3. The motion is founded on Rule 31(2) of the Industrial Court (procedure) Rules (ICPRs), order 42 rule 6, order 51 rule 1 of the civil Procedure Rules (CPRs). Rule 31(2) of the ICPRs basically applies the CPRs to this court after entry of judgment.  On the other hand Order 42 rule 6 of the CPRs restricts the trial court from granting stay of execution of its judgment except where it is satisfied that: (a) substantial loss my result to the applicant if stay is denied; (b) the application has been made without unreasonable delay; and (c) the applicant furnishes security.

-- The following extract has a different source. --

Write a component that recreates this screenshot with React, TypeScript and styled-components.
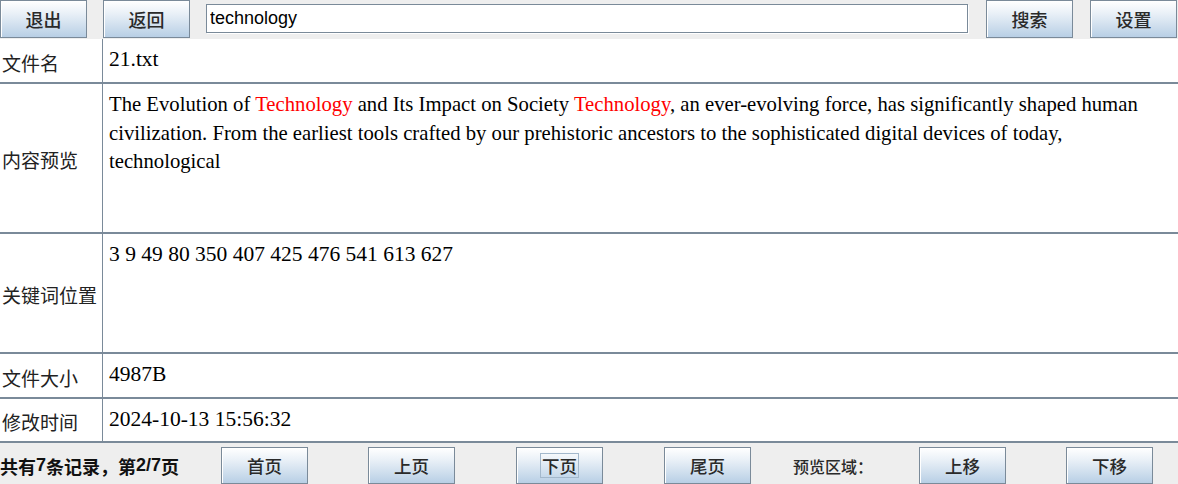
import styled, { createGlobalStyle } from 'styled-components';

const GlobalStyle = createGlobalStyle`
  html, body {
    margin: 0;
    padding: 0;
    background: #ffffff;
    overflow: hidden;
  }
`;

interface InfoRow {
  label: string;
  height: number;
  tight?: boolean;
  content: React.ReactNode;
}

const Hit = styled.span`
  color: #ff0000;
`;

const rows: InfoRow[] = [
  { label: '文件名', height: 45, content: '21.txt' },
  {
    label: '内容预览',
    height: 150,
    tight: true,
    content: (
      <>
        The Evolution of <Hit>Technology</Hit> and Its Impact on Society{' '}
        <Hit>Technology</Hit>, an ever-evolving force, has significantly shaped
        human civilization. From the earliest tools crafted by our prehistoric
        ancestors to the sophisticated digital devices of today, technological
      </>
    ),
  },
  {
    label: '关键词位置',
    height: 120,
    content: '3 9 49 80 350 407 425 476 541 613 627',
  },
  { label: '文件大小', height: 45, content: '4987B' },
  { label: '修改时间', height: 44, content: '2024-10-13 15:56:32' },
];

export default function App() {
  return (
    <>
      <GlobalStyle />
      <Window>
        <Toolbar>
          <ToolButton>退出</ToolButton>
          <ToolButton>返回</ToolButton>
          <SearchField defaultValue="technology" />
          <ToolButton $left={18}>搜索</ToolButton>
          <ToolButton $left={17}>设置</ToolButton>
        </Toolbar>
        <Table>
          {rows.map((row) => (
            <Row key={row.label} $height={row.height}>
              <Label>{row.label}</Label>
              <Value $tight={row.tight}>{row.content}</Value>
            </Row>
          ))}
        </Table>
        <StatusBar>
          <Status>
            共有<b>7</b>条记录，第<b>2/7</b>页
          </Status>
          <PageButton $left={39}>首页</PageButton>
          <PageButton $left={60}>上页</PageButton>
          <PageButton $left={61}>
            <Focus>下页</Focus>
          </PageButton>
          <PageButton $left={61}>尾页</PageButton>
          <AreaLabel>预览区域：</AreaLabel>
          <PageButton $left={45}>上移</PageButton>
          <PageButton $left={60}>下移</PageButton>
        </StatusBar>
      </Window>
    </>
  );
}

const Window = styled.div`
  width: 1178px;
  height: 484px;
  display: flex;
  flex-direction: column;
  background: #ffffff;
`;

const Toolbar = styled.div`
  height: 39px;
  display: flex;
  align-items: flex-start;
  gap: 16px;
  background: #eeeeee;
`;

const buttonFace = `
  box-sizing: border-box;
  width: 87px;
  padding: 0;
  border: 1px solid #7a8a99;
  box-shadow: inset 1px 1px 0 #ffffff;
  background: linear-gradient(to bottom, #ffffff 0%, #e9f0f7 35%, #b8cfe5 100%);
  font-family: 'Noto Sans CJK SC', sans-serif;
  font-weight: 500;
  color: #2a2a2a;
  display: flex;
  align-items: center;
  justify-content: center;
`;

const ToolButton = styled.button<{ $left?: number }>`
  ${buttonFace}
  height: 38px;
  margin-left: ${({ $left }) => ($left ? $left - 16 : 0)}px;
  font-size: 18px;
`;

const SearchField = styled.input`
  box-sizing: border-box;
  width: 762px;
  height: 29px;
  margin-top: 4px;
  padding: 0 3px;
  border: 1px solid #7a8a99;
  box-shadow: 1px 1px 0 #ffffff;
  outline: none;
  font-family: 'Liberation Sans', Arial, sans-serif;
  font-size: 18px;
  color: #000000;
`;

const Table = styled.div`
  display: flex;
  flex-direction: column;
`;

const Row = styled.div<{ $height: number }>`
  box-sizing: border-box;
  height: ${({ $height }) => $height}px;
  display: grid;
  grid-template-columns: 103px 1fr;
  border-bottom: 2px solid #7a8a99;
`;

const Label = styled.div`
  display: flex;
  align-items: center;
  padding: 3px 0 0 2px;
  border-right: 1px solid #7a8a99;
  font-family: 'Noto Sans CJK SC', sans-serif;
  font-size: 19px;
  color: #222222;
  white-space: nowrap;
`;

const Value = styled.div<{ $tight?: boolean }>`
  padding: 6px 30px 0 6px;
  font-family: 'Liberation Serif', 'Times New Roman', serif;
  font-size: ${({ $tight }) => ($tight ? '20.7px' : '21.5px')};
  line-height: 28.5px;
  color: #000000;
`;

const StatusBar = styled.div`
  flex: 1;
  display: flex;
  align-items: flex-start;
  padding-top: 4px;
  background: #eeeeee;
`;

const Status = styled.div`
  width: 182px;
  height: 37px;
  display: flex;
  align-items: center;
  font-family: 'Noto Sans CJK SC', sans-serif;
  font-size: 18px;
  font-weight: 700;
  color: #111111;
  white-space: nowrap;

  b {
    font-family: 'Liberation Sans', Arial, sans-serif;
  }
`;

const PageButton = styled.button<{ $left: number }>`
  ${buttonFace}
  height: 37px;
  margin-left: ${({ $left }) => $left}px;
  font-size: 17.5px;
`;

const Focus = styled.span`
  padding: 1px 1px 0;
  border: 1px solid #a3b8cc;
  line-height: 22px;
`;

const AreaLabel = styled.div`
  width: 81px;
  height: 37px;
  margin-left: 42px;
  display: flex;
  align-items: center;
  font-family: 'Noto Sans CJK SC', sans-serif;
  font-size: 16px;
  font-weight: 500;
  color: #2a2a2a;
  white-space: nowrap;
`;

4. The applicant has contended that her application was made without inordinate delay after the judgment. According to her filing the motion in approximately one month after judgment cannot be said to have been after an unreasonable delay.  As regards security, the applicant has submitted that she has already deposited entire decreetal sum in court which can continue operating as security pending the determination of the  appeal. Lastly the applicant contended that unless stay is ordered she stands to suffer substantial loss because the claimant has no gainful employment which makes recovery of decreetal sum nigh impossible should the appeal succeed. According to her, the foregoing position has been corroborated by the fact the claimant has failed to file an affidavit of means to prove the sources of income and capacity to pay back the decreetal sum should the appeal succeed.

Claimant’s reply

5. The claimant has submitted that the applicant’s motion lacks merits and prayed that the same be dismissed with costs. He has contended that he is capable of repaying the judgment debt should the appeal succeed and submitted that the burden of proving his inability to repay lies on the applicant as per the Court of Appeal decision in Nai. C.A No. 344 of 1999 Caneland Ltd and Others vs Delphis Bank Ltd.  According to the claimant the unsubstantiated allegation that he is incapable of refunding the debt is only a presumption.

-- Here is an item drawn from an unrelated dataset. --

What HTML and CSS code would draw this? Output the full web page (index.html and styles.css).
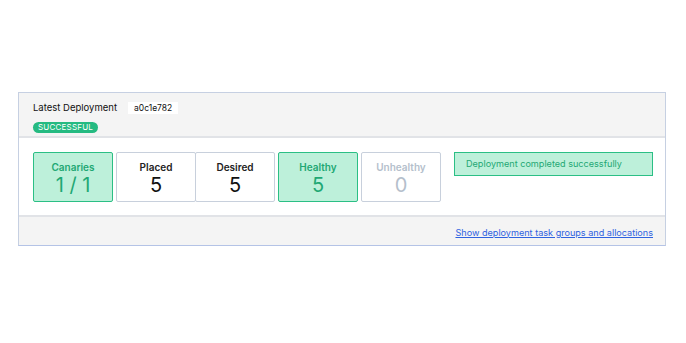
FILE: index.html
```html
<!DOCTYPE html>
<html>
<head>
<meta charset="utf-8">
<link rel="stylesheet" href="styles.css">
</head>
<body>
<div class="card">
  <div class="card-header">
    <div class="title-row">
      <span class="title">Latest Deployment</span>
      <span class="hash">a0c1e782</span>
    </div>
    <span class="status">SUCCESSFUL</span>
  </div>
  <div class="card-body">
    <div class="stats">
      <div class="stat is-success">
        <div class="label">Canaries</div>
        <div class="value">1 / 1</div>
      </div>
      <div class="pair">
        <div class="stat">
          <div class="label">Placed</div>
          <div class="value">5</div>
        </div>
        <div class="stat">
          <div class="label">Desired</div>
          <div class="value">5</div>
        </div>
      </div>
      <div class="stat is-success">
        <div class="label">Healthy</div>
        <div class="value">5</div>
      </div>
      <div class="stat is-faded">
        <div class="label">Unhealthy</div>
        <div class="value">0</div>
      </div>
    </div>
    <div class="message">Deployment completed successfully</div>
  </div>
  <div class="card-footer">
    <a href="#" class="link">Show deployment task groups and allocations</a>
  </div>
</div>
</body>
</html>
```
FILE: styles.css
```css
html, body {
  margin: 0;
  padding: 0;
  background: #ffffff;
}
body {
  font-family: Inter, "Noto Sans", sans-serif;
  color: #0a0a0a;
  padding: 92px 20px 0 18px;
}
.card {
  width: 646px;
  border: 1px solid #c6d0e2;
  border-bottom-color: #b4c3e6;
  box-sizing: content-box;
}
.card-header {
  background: #f4f4f4;
  height: 45px;
  padding: 8px 14px 0;
  box-sizing: border-box;
  border-bottom: 2px solid #e1e3e7;
}
.title-row {
  display: flex;
  align-items: center;
  height: 13px;
}
.title {
  font-size: 9.5px;
  color: #111;
  width: 95px;
}
.hash {
  background: #ffffff;
  font-size: 8.5px;
  padding: 1px 6px;
  line-height: 10px;
  color: #111;
}
.status {
  display: inline-block;
  margin-top: 5px;
  background: #25ba81;
  color: #fff;
  font-size: 8px;
  line-height: 11px;
  padding: 0 5px;
  border-radius: 6px;
  letter-spacing: 0.2px;
}
.card-body {
  display: flex;
  align-items: flex-start;
  padding: 14px 12px 0 14px;
  height: 79px;
  box-sizing: border-box;
  border-bottom: 2px solid #e1e3e7;
}
.stats {
  display: flex;
  gap: 3px;
}
.pair {
  display: flex;
}
.pair .stat + .stat {
  margin-left: -1px;
}
.stat {
  width: 80px;
  height: 50px;
  box-sizing: border-box;
  border: 1px solid #c8d0dc;
  border-radius: 2px;
  background: #fff;
  display: flex;
  flex-direction: column;
  align-items: center;
  padding-top: 8px;
}
.label {
  font-size: 10px;
  font-weight: 600;
  line-height: 13px;
  color: #222;
}
.value {
  font-size: 20px;
  line-height: 22px;
  color: #111;
}
.is-success {
  background: #bdf0da;
  border-color: #2bbf85;
}
.is-success .label, .is-success .value {
  color: #1fa874;
}
.is-faded .label, .is-faded .value {
  color: #b5bfcc;
}
.message {
  margin-left: auto;
  width: 199px;
  height: 24px;
  box-sizing: border-box;
  border: 1px solid #2bbf85;
  background: #bdf0da;
  color: #1fa874;
  font-size: 9.1px;
  line-height: 22px;
  padding-left: 11px;
}
.card-footer {
  background: #f4f4f4;
  height: 28px;
  display: flex;
  align-items: center;
  justify-content: flex-end;
  padding: 2px 12px 0 0;
  box-sizing: border-box;
}
.link {
  color: #2f62e0;
  font-size: 9.1px;
  text-decoration: underline;
}
```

6. On the other hand, the claimant has contended that the applicant has not proved that her appeal has good chances of success and as such he has submitted that the application before the court is only a delaying tactic. He has therefore prayed that the judgment debt deposited in court as a condition for the interim stay order be released to him.

Analysis and determination

7. After careful consideration of the Application, affidavits and submissions, it is clear that the applicant has preferred an appeal against the judgment of this court delivered on 5. 12. 2014. The proof of the said appeal is the Notice of Appeal filed on 11. 12. 2014. The issue for determination herein is whether the application has met the threshold for the grant of stay of execution by the trial court pending appeal.

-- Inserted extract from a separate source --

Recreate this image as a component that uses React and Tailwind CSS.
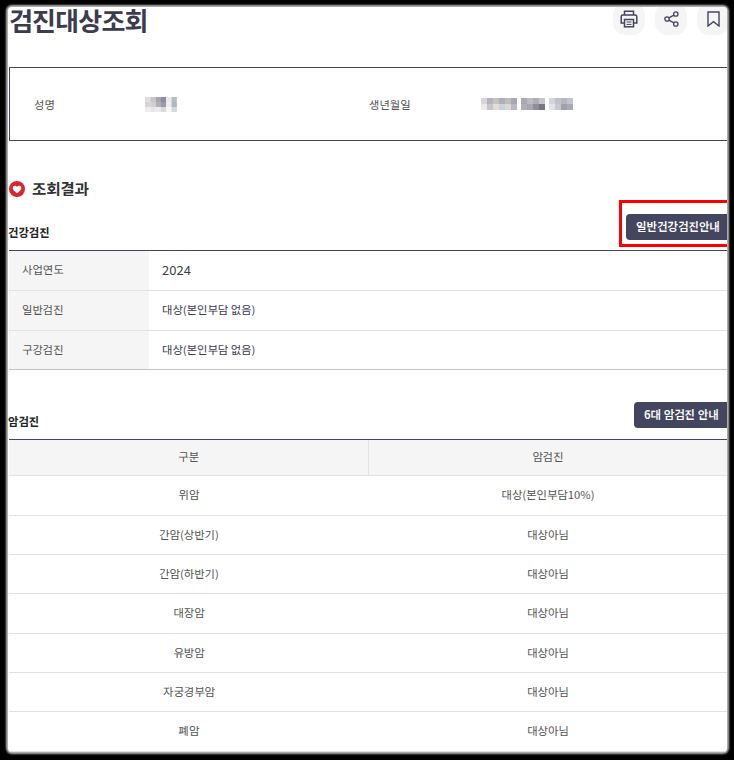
import React from 'react';

const FONT = "font-['Noto_Sans_KR','Noto_Sans_CJK_KR',sans-serif]";

const healthRows = [
  ['사업연도', '2024', 'h-[39px]'],
  ['일반검진', '대상(본인부담 없음)', 'h-10'],
  ['구강검진', '대상(본인부담 없음)', 'h-[39px]'],
];

const cancerRows = [
  ['위암', '대상(본인부담10%)', 'h-10'],
  ['간암(상반기)', '대상아님', 'h-[39px]'],
  ['간암(하반기)', '대상아님', 'h-[39px]'],
  ['대장암', '대상아님', 'h-10'],
  ['유방암', '대상아님', 'h-[39px]'],
  ['자궁경부암', '대상아님', 'h-[39px]'],
  ['폐암', '대상아님', 'h-10'],
];

const nameMosaic = [
  [0, 0, '#e3dfdc'], [1, 0, '#c9c6c8'], [2, 0, '#a9a6b0'], [3, 0, '#8d8da2'], [4, 0, '#e9e9ed'], [5, 0, '#b7bcc2'],
  [0, 1, '#d9d5d2'], [1, 1, '#d2d0d2'], [2, 1, '#b4b0b8'], [3, 1, '#9a9aaa'], [4, 1, '#eeeef0'], [5, 1, '#afb8bd'],
  [0, 2, '#efedeb'], [1, 2, '#e3e5ea'], [2, 2, '#eceaea'], [3, 2, '#d8d8de'], [4, 2, '#f6f6f6'], [5, 2, '#d4d8da'],
];

const birthTop = ['#d8d6da', '#b4b2ba', '#c4c2c6', '#aeb0b6', '#c0bcbc', '#a8a8b0', '#fff', '#aaa9b0', '#bdbcc0', '#b0aeb2', '#c6c6ca', '#fff', '#d2d6da', '#c0c2c8', '#b4b6c0', '#c2c4cc'];
const birthBottom = ['#ebe9e9', '#c7c5c9', '#e5dcd4', '#c5d4da', '#dad8d6', '#b8b8c0', '#fff', '#b0afb6', '#a9a8b0', '#8f8e96', '#77767e', '#fff', '#e0e4e8', '#c7c9d0', '#9fa1ad', '#a9abb6'];

// the gaps between the three blurred groups are narrower than one cell
const birthX = (i) => i * 6 - (i > 6 ? 2 : 0) - (i > 11 ? 2 : 0);

function Mosaic() {
  return (
    <svg width="32" height="15" viewBox="0 0 32 15" className="block">
      {nameMosaic.map(([x, y, c]) => (
        <rect key={`${x}-${y}`} x={x * 5.3} y={y * 5} width="5.4" height="5" fill={c} />
      ))}
    </svg>
  );
}

function BirthMosaic() {
  return (
    <svg width="94" height="12" viewBox="0 0 94 12" className="block">
      {birthTop.map((c, i) => <rect key={i} x={birthX(i)} y="0" width="6" height="6" fill={c} />)}
      {birthBottom.map((c, i) => <rect key={i} x={birthX(i)} y="6" width="6" height="6" fill={c} />)}
    </svg>
  );
}

function PrinterIcon() {
  return (
    <svg width="18" height="18" viewBox="0 0 18 18" fill="none" stroke="#44465f" strokeWidth="1.5">
      <path d="M4.5 5V1.2h9V5" />
      <path d="M4.5 13H1.2V6.6q0-1.6 1.6-1.6h12.4q1.6 0 1.6 1.6V13h-3.3" />
      <rect x="4.5" y="9.5" width="9" height="7.3" />
      <path d="M6.5 12h5M6.5 14.4h5" strokeWidth="1" />
    </svg>
  );
}

function ShareIcon() {
  return (
    <svg width="15" height="16" viewBox="0 0 15 16" fill="none" stroke="#44465f" strokeWidth="1.3">
      <circle cx="11.8" cy="3" r="2.2" />
      <circle cx="3" cy="8" r="2.2" />
      <circle cx="11.8" cy="13" r="2.2" />
      <path d="M4.9 6.9l5-2.8M4.9 9.1l5 2.8" />
    </svg>
  );
}

function BookmarkIcon() {
  return (
    <svg width="13" height="16" viewBox="0 0 13 16" fill="none" stroke="#44465f" strokeWidth="1.4">
      <path d="M1 1h11v14L6.5 10.6 1 15z" />
    </svg>
  );
}

function IconButton({ children }) {
  return (
    <div className="w-8 h-8 shrink-0 rounded-xl bg-[#f5f5f5] flex items-center justify-center">
      {children}
    </div>
  );
}

function GuideButton({ children, className }) {
  return (
    <div className={`h-[26px] rounded bg-[#44465f] text-white text-[11.4px] font-semibold flex items-center whitespace-nowrap ${className}`}>
      {children}
    </div>
  );
}

export default function App() {
  return (
    <div className={`w-[734px] h-[760px] bg-black overflow-hidden pt-[7px] pl-2 ${FONT}`}>
      <div className="relative w-[719px] h-[745px] bg-white rounded overflow-hidden shadow-[0_0_2px_2px_#b5b5b5]">
        {/* title row */}
        <div className="h-[60px] flex justify-between">
          <h1 className="pl-px text-[26px] leading-[26px] font-bold text-[#3b3c4e] tracking-[-0.8px]">검진대상조회</h1>
          <div className="flex gap-2.5 -mt-1 -mr-[2px]">
            <IconButton><PrinterIcon /></IconButton>
            <IconButton><ShareIcon /></IconButton>
            <IconButton><BookmarkIcon /></IconButton>
          </div>
        </div>

        {/* person info */}
        <div className="ml-px h-[74px] border border-r-0 border-[#44465f] flex items-center text-[11.3px] text-[#555]">
          <div className="w-[135px] pl-6">성명</div>
          <div className="w-[224px]"><Mosaic /></div>
          <div className="w-[112px]">생년월일</div>
          <BirthMosaic />
        </div>

        {/* result heading */}
        <div className="mt-[40px] h-4 flex items-center gap-[7px] pl-px">
          <svg width="16" height="16" viewBox="0 0 16 16">
            <circle cx="8" cy="8" r="8" fill="#d8262c" />
            <path d="M8 12.2C5.2 10.2 3.7 8.6 3.7 6.9 3.7 5.6 4.7 4.7 5.8 4.7c.9 0 1.7.5 2.2 1.3.5-.8 1.3-1.3 2.2-1.3 1.1 0 2.1.9 2.1 2.2 0 1.7-1.5 3.3-4.3 5.3z" fill="#fff" />
          </svg>
          <h2 className="text-[15.5px] font-bold text-[#333]">조회결과</h2>
        </div>

        {/* health check */}
        <div className="mt-[17px] h-[36px] flex justify-between items-end">
          <h3 className="text-[11.3px] font-bold text-[#222] pb-[10px] leading-4">건강검진</h3>
          <GuideButton className="w-[110px] -mr-[9px] pl-2.5 mb-[10px]">일반건강검진안내</GuideButton>
        </div>
        <div className="ml-px border-t border-[#44465f] border-b-[#c4c4c4] border-b text-[11.3px] text-[#555]">
          {healthRows.map(([label, value, height], i) => (
            <div key={label} className={`${height} flex items-center ${i > 0 ? 'border-t border-[#e2e2e6]' : ''}`}>
              <div className="w-[140px] h-full bg-[#f5f5f5] pl-[13px] pb-0.5 flex items-center">{label}</div>
              <div className={`pl-[13px] pb-0.5 text-[#3b3c4e] ${value === '2024' ? 'text-[13px]' : ''}`}>{value}</div>
            </div>
          ))}
        </div>

        {/* cancer check */}
        <div className="mt-[31px] h-[38px] flex justify-between items-end">
          <h3 className="text-[11.3px] font-bold text-[#222] pb-2.5 leading-4">암검진</h3>
          <GuideButton className="w-[102px] -mr-[9px] pl-2.5 mb-[11px]">6대 암검진 안내</GuideButton>
        </div>
        <div className="ml-px w-[718px] border-t border-[#44465f] text-[11.3px] text-[#555]">
          <div className="h-[36px] grid grid-cols-[360px_358px] bg-[#f5f5f5] text-center border-b border-[#e2e2e6]">
            <div className="flex items-center justify-center pb-0.5 border-r border-[#e2e2e6]">구분</div>
            <div className="flex items-center justify-center pb-0.5">암검진</div>
          </div>
          {cancerRows.map(([label, value, height]) => (
            <div key={label} className={`${height} grid grid-cols-[360px_358px] items-center text-center pb-0.5 border-b border-[#e2e2e6]`}>
              <div>{label}</div>
              <div>{value}</div>
            </div>
          ))}
        </div>

        {/* highlight box around the guide button */}
        <div className="absolute left-[611px] top-[193px] w-[120px] h-[47px] border-[3px] border-[#f00]" />
      </div>
    </div>
  );
}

Threshold for grant of stay pending appeal

8. As correctly submitted by the applicant, Order 42 rule 6 of the CPRs restricts this court from granting stay of execution of its judgment pending appeal except when it is satisfied that: (a) substantial loss my result to the applicant if stay is denied; (b) the application has been made without unreasonable delay; and (c) the applicant furnishes security. Of the foregoing three criteria, only substantive loss has attracted a contest between the parties herein. The court there finds and holds that the application has satisfied the uncontested two criteria. The court therefore finds that it is  not inordinate delay to file the application for stay pending appeal one month after the impugned judgment  and especially where there is no immediate danger of any execution. Likewise the court is satisfied that a deposit of the entire decreetal sum in court by the applicant as security is good enough to protect the decree holder should the appeal fail. In this case the entire judgment debt of kshs.1, 170,000 has already been deposited in court pending this ruling and the applicant is desirous to have the same continue being held as security pending the determination of the appeal.

9. The court however is not satisfied with the applicant’s contention that the claimant will not be able to repay the judgment debt should the appeal succeed because he is not in any gainful employment and the fact that he has not sworn any affidavit of means to prove his sources of income. In other words, the applicant seems to shift the burden of proof to the claimant to prove his ability to repay the judgment debt should the appeal succeed. Respectfully, the court disagrees with the applicant on that wrong submission and echoes the Court of Appeal decision in the Caneland ltd case, supra, that the onus  of proving that the decree holder’s inability to repay the judgment debt should the appeal succeed lies on the applicant. In addition, lack of a gainful employment does not per ser  mean that he is incapable of repaying the decreetal sum should the appeal succeed. Consequently the court is not satisfied that the applicant will suffer substantial loss if stay is not granted and that her appeal will be rendered nugatory if it succeeds. On that basis therefore, the court finds and holds that the applicant’s motion has not met the threshold for granting stay of execution pending appeal as set out by Order 42 rule 6 of the CPRs and it is dismissed.

10. Although not within its mandate at this level, the court has considered whether or not there is any appeal on record. There is no doubt that a Notice of Appeal on record is the evidence of appeal for purposes of granting stay of execution. However such notice of appeal my lapse if the rules of the Appellate court are not strictly adhered to. For example service of the notice of appeal and the Written Request for the typed proceedings and judgment are crucial in determining whether or not time for filing the record of appeal has stopped running. In this case there is no evidence on record that the appellant filed a written request for typed proceedings and judgment and served the same on the claimant within the time prescribed by the said rule of procedure for the Court of Appeal. The foregoing observation points to the possibility that the Notice of Appeal has since lapsed but as indicated above that is a duty for another court.

Disposition

For the reasons stated above, the applicants motion dated 13. 1.2015 is dismissed with costs.

Signed, dated and delivered at Mombasa on 27th day of April 2015.